Women demanded that women be given the right to vote and to hold public office. 
They also protested against gender discrimination in employment. 

1975 was the UN International women's year, a celebration was on 8th of March. 
Finally in 1977 on the UN general meeting a resolution declared the 8th March to be the International women's day. 
So this is celebrated every year at least since 1995.

In 2015 UN Commission commemorated the 20th anniversary of the 1995 Beijing Declaration, which remains the world’s best blueprint to achieve gender equality and women's empowerment
One of the great achievements of the Beijing Conference was the recognition that women’s rights are human rights. 
17,000 participants and 30,000 activists gathered then to voice and demonstrate their support for gender equality and women’s empowerment. 

Finally it was understood that if women and girls cannot fully realize their rights and aspirations, development in the society will be impeded.

Gender parity in primary education has been widely achieved, but completion rates and the quality of education are not high enough across all countries. 

More women have been elected to public office but we are still far from parity.

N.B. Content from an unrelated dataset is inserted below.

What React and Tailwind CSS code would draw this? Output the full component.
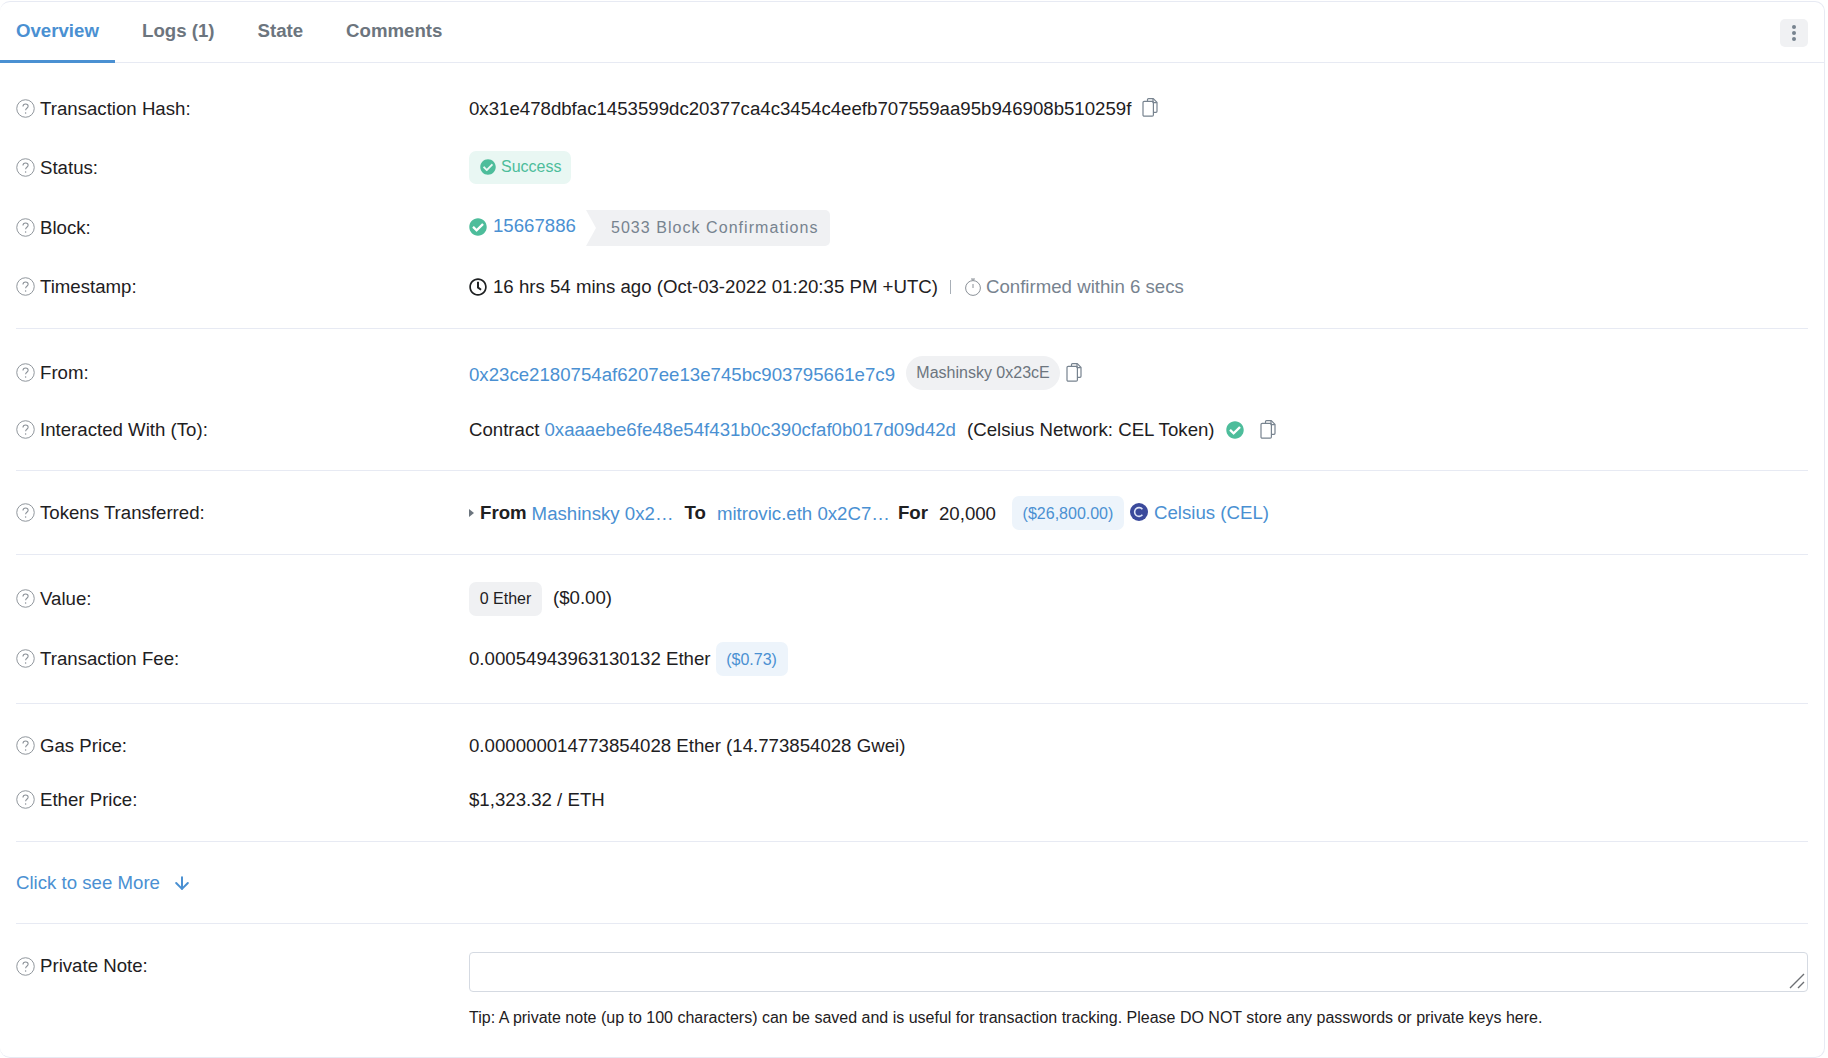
import { FaCheckCircle, FaRegClock } from "react-icons/fa";
import { ArrowDown } from "lucide-react";

// Icono de ayuda junto a cada etiqueta
function Help() {
  return (
    <svg viewBox="0 0 18 18" className="w-[19px] h-[19px] shrink-0 mr-[5px] text-[#8a9097]" fill="none" stroke="currentColor">
      <circle cx="9" cy="9" r="8.3" strokeWidth=".9" />
      <path d="M6.6 7.1c0-1.5 1.1-2.4 2.5-2.4s2.4.9 2.4 2.1c0 1.9-2.4 2-2.4 3.9" strokeWidth="1" />
      <circle cx="9.1" cy="13.2" r=".7" fill="currentColor" stroke="none" />
    </svg>
  );
}

function Copy({ className = "" }) {
  return (
    <svg viewBox="0 0 16 19" className={`w-[16px] h-[19px] shrink-0 text-[#77838f] ${className}`} fill="none" stroke="currentColor" strokeWidth="1.2" strokeLinejoin="round">
      <path d="M5.5 3V1.6c0-.5.4-1 1-1h4.8L15 4.3v9c0 .6-.4 1-1 1h-2.5" />
      <path d="M11 .8v3.8h3.8" />
      <rect x="1" y="3.4" width="10.4" height="14.8" rx="1.2" />
    </svg>
  );
}

function Row({ label, className = "", children }) {
  return (
    <div className={`flex items-center ${className}`}>
      <div className="w-[453px] flex items-center shrink-0">
        <Help />
        <span>{label}</span>
      </div>
      <div className="flex items-center min-w-0">{children}</div>
    </div>
  );
}

function Divider() {
  return <hr className="border-0 border-t border-[#e7eaf3]" />;
}

export default function App() {
  return (
    <div className="bg-white h-[1058px] pt-px pr-[3px] overflow-hidden font-['Liberation_Sans',Arial,sans-serif] text-[18.65px] text-[#1e2022]">
      <div className="h-[1057px] bg-white border border-l-0 border-[#e7eaf3] rounded-[10px]">
        {/* Pestañas */}
        <div className="flex items-center h-[61px] border-b border-[#e7eaf3] relative">
          <div className="flex items-center h-full font-bold text-[#6c757e] pb-[2px]">
            <span className="w-[115px] h-[61px] pl-4 pt-[15px] text-[#4a90d2] border-b-[3px] border-[#4a90d2] relative top-[1px]">Overview</span>
            <span className="ml-[27px]">Logs (1)</span>
            <span className="ml-[43px]">State</span>
            <span className="ml-[43px]">Comments</span>
          </div>
          <div className="absolute right-[16px] top-[17px] w-[28px] h-[28px] rounded-[5px] bg-[#f0f1f3] flex flex-col items-center justify-center gap-[2px]">
            <span className="w-[4px] h-[4px] rounded-full bg-[#77838f]" />
            <span className="w-[4px] h-[4px] rounded-full bg-[#77838f]" />
            <span className="w-[4px] h-[4px] rounded-full bg-[#77838f]" />
          </div>
        </div>

        <div className="pl-4 pr-[16px]">
          <div className="pt-[15px] pb-[11px]">
            <Row label="Transaction Hash:" className="h-[60px] pt-[2px]">
              <span>0x31e478dbfac1453599dc20377ca4c3454c4eefb707559aa95b946908b510259f</span>
              <Copy className="ml-[11px] relative top-[-1px]" />
            </Row>
            <Row label="Status:" className="h-[59px]">
              <span className="flex items-center h-[33px] w-[102px] pl-[11px] pb-[2px] rounded-[7px] bg-[#e9f7f3] text-[#4dbd9b] text-[16px]">
                <FaCheckCircle className="w-[16px] h-[16px] mr-[5px]" />
                Success
              </span>
            </Row>
            <Row label="Block:" className="h-[60px] pt-[2px]">
              <FaCheckCircle className="w-[18px] h-[18px] text-[#4dbd9b] mr-[6px] relative top-[-1px]" />
              <span className="text-[#4a90d2] relative top-[-2px]">15667886</span>
              <span className="relative ml-[10px] h-[36px] w-[244px] pl-[25px] flex items-center rounded-r-[5px] bg-[#f0f1f3] text-[#77838f] text-[16px] tracking-[1.05px]">
                <span className="absolute left-0 top-0 w-0 h-0 border-y-[18px] border-y-transparent border-l-[10px] border-l-white" />
                5033 Block Confirmations
              </span>
            </Row>
            <Row label="Timestamp:" className="h-[60px]">
              <FaRegClock className="w-[18px] h-[18px] mr-[6px]" />
              <span>16 hrs 54 mins ago (Oct-03-2022 01:20:35 PM +UTC)</span>
              <span className="ml-[12px] mr-[13px] w-px h-[14px] bg-[#a8afb7]" />
              <svg viewBox="0 0 18 18" className="w-[18px] h-[18px] mr-[4px] text-[#8a9097]" fill="none" stroke="currentColor" strokeWidth="1">
                <circle cx="9" cy="10" r="7.4" />
                <path d="M9 6v4M7 1h4M9 1v1.6" />
              </svg>
              <span className="text-[#77838f]">Confirmed within 6 secs</span>
            </Row>
          </div>
          <Divider />

          <div className="pt-[14px] pb-[13px]">
            <Row label="From:" className="h-[58px] pt-[1px]">
              <span className="text-[#4a90d2] relative top-[2px]">0x23ce2180754af6207ee13e745bc903795661e7c9</span>
              <span className="ml-[11px] h-[34px] w-[154px] flex items-center justify-center rounded-full bg-[#f0f1f3] text-[#6c757e] text-[16px]">Mashinsky 0x23cE</span>
              <Copy className="ml-[6px]" />
            </Row>
            <Row label="Interacted With (To):" className="h-[56px] pt-[2px]">
              <span>Contract</span>
              <span className="ml-[5px] text-[#4a90d2]">0xaaaebe6fe48e54f431b0c390cfaf0b017d09d42d</span>
              <span className="ml-[11px]">(Celsius Network: CEL Token)</span>
              <FaCheckCircle className="w-[18px] h-[18px] text-[#4dbd9b] ml-[11px]" />
              <Copy className="ml-[16px]" />
            </Row>
          </div>
          <Divider />

          <Row label="Tokens Transferred:" className="h-[83px]">
            <span className="w-0 h-0 border-y-[4px] border-y-transparent border-l-[5px] border-l-[#6c757e] mr-[6px]" />
            <b className="font-bold">From</b>
            <span className="ml-[5px] text-[#4a90d2] relative top-[1px]">Mashinsky 0x2…</span>
            <b className="ml-[11px] font-bold">To</b>
            <span className="ml-[11px] text-[#4a90d2] relative top-[1px]">mitrovic.eth 0x2C7…</span>
            <b className="ml-[8px] font-bold">For</b>
            <span className="ml-[11px] relative top-[1px]">20,000</span>
            <span className="ml-[16px] h-[34px] w-[112px] pt-[2px] flex items-center justify-center rounded-[7px] bg-[#edf4fb] text-[#4a90d2] text-[16px]">($26,800.00)</span>
            <svg viewBox="0 0 18 18" className="w-[18px] h-[18px] ml-[6px] mr-[6px] relative top-[-1px]">
              <circle cx="9" cy="9" r="9" fill="#3b4a9c" />
              <path d="M12.4 6.2a4.4 4.4 0 1 0 0 5.6" fill="none" stroke="#dfe6f7" strokeWidth="1.6" />
            </svg>
            <span className="text-[#4a90d2]">Celsius (CEL)</span>
          </Row>
          <Divider />

          <div className="pt-[14px] pb-[14px]">
            <Row label="Value:" className="h-[60px]">
              <span className="h-[34px] w-[73px] flex items-center justify-center rounded-[7px] bg-[#f0f1f3] text-[16px]">0 Ether</span>
              <span className="ml-[11px] relative top-[-1px]">($0.00)</span>
            </Row>
            <Row label="Transaction Fee:" className="h-[60px]">
              <span>0.00054943963130132 Ether</span>
              <span className="ml-[5px] h-[34px] w-[72px] pt-[1px] flex items-center justify-center rounded-[7px] bg-[#edf4fb] text-[#4a90d2] text-[16px]">($0.73)</span>
            </Row>
          </div>
          <Divider />

          <div className="pt-[14px] pb-[15px]">
            <Row label="Gas Price:" className="h-[54px] pt-[1px]">
              <span>0.000000014773854028 Ether (14.773854028 Gwei)</span>
            </Row>
            <Row label="Ether Price:" className="h-[54px] pt-[1px]">
              <span>$1,323.32 / ETH</span>
            </Row>
          </div>
          <Divider />

          <div className="h-[81px] flex items-center text-[#4a90d2]">
            <span>Click to see More</span>
            <ArrowDown className="ml-[12px] w-[20px] h-[20px]" strokeWidth={2.4} />
          </div>
          <Divider />

          <div className="flex pt-[28px]">
            <div className="w-[453px] flex items-center shrink-0 h-[28px]">
              <Help />
              <span>Private Note:</span>
            </div>
            <div className="flex-1">
              <div className="relative">
                <textarea className="block w-full h-[40px] border border-[#d5dae2] rounded-[4px] bg-white resize-none outline-none" />
                <svg viewBox="0 0 16 16" className="absolute right-[3px] bottom-[3px] w-[16px] h-[16px] text-[#6c6f73]" stroke="currentColor" strokeWidth="1.4">
                  <path d="M1 15 15 1M9 15l6-6" />
                </svg>
              </div>
              <p className="mt-[15px] text-[16px] leading-[22px]">Tip: A private note (up to 100 characters) can be saved and is useful for transaction tracking. Please DO NOT store any passwords or private keys here.</p>
            </div>
          </div>
        </div>
      </div>
    </div>
  );
}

More women than ever before are participating in the work force, but women generally earn in average 30% less than men and, 
in rich and poor countries alike, 
carry a disproportionate burden of unpaid care work which deprives them of time for valuable pursuits like earning money, gaining new skills, and participating in public life.

And, while more laws exist to protect women from domestic violence, sexual and gender-based abuse or discrimination continue to occur on every continent and in every country, reaching horrific levels where there is war or civil conflict.

The International Woman’s Day theme for 2016 is Pledge for Parity.

Therefore let's join supporting this call for our children and grandchildren to realize a world in which every woman and girl has the opportunity to fulfill her potential and enjoy equal rights and status.

The challenge in our lives is to learn from difference, and at the same time in a perfect balance with difference, understand that we are all human in a universal sense. 

We live in a world where decisions demand 
either /or  - instead of as well as - 
which would be trying to make a world that is inclusive and joining. 

Life is about shared humanity in perfect balance with difference. 

Each one of us in this room is a unique combination of millennia upon millennia of heredity and environment combined in a way that could never have happened before and could never happen again.

Anybody who has ever met a baby knows there is a person already in that little human and it is our job as the parents and families and allies of children to help them to become who they already are.

Usually older women have more power than younger women – not always, but usually. 

But we must become allies. 
So it is especially important for us older women to listen as much as we talk. 

If we listen to each other’s stories, and we figure out what changes will be of help to most of the people
 - the younger women and children - then we have a chance to come out with both better changes, 
and more community.

Therefore let's share our our quest on this pledge for parity.


This speech was held today on the occasion of Ladies Lunch Club luncheon on 8th of March 2016.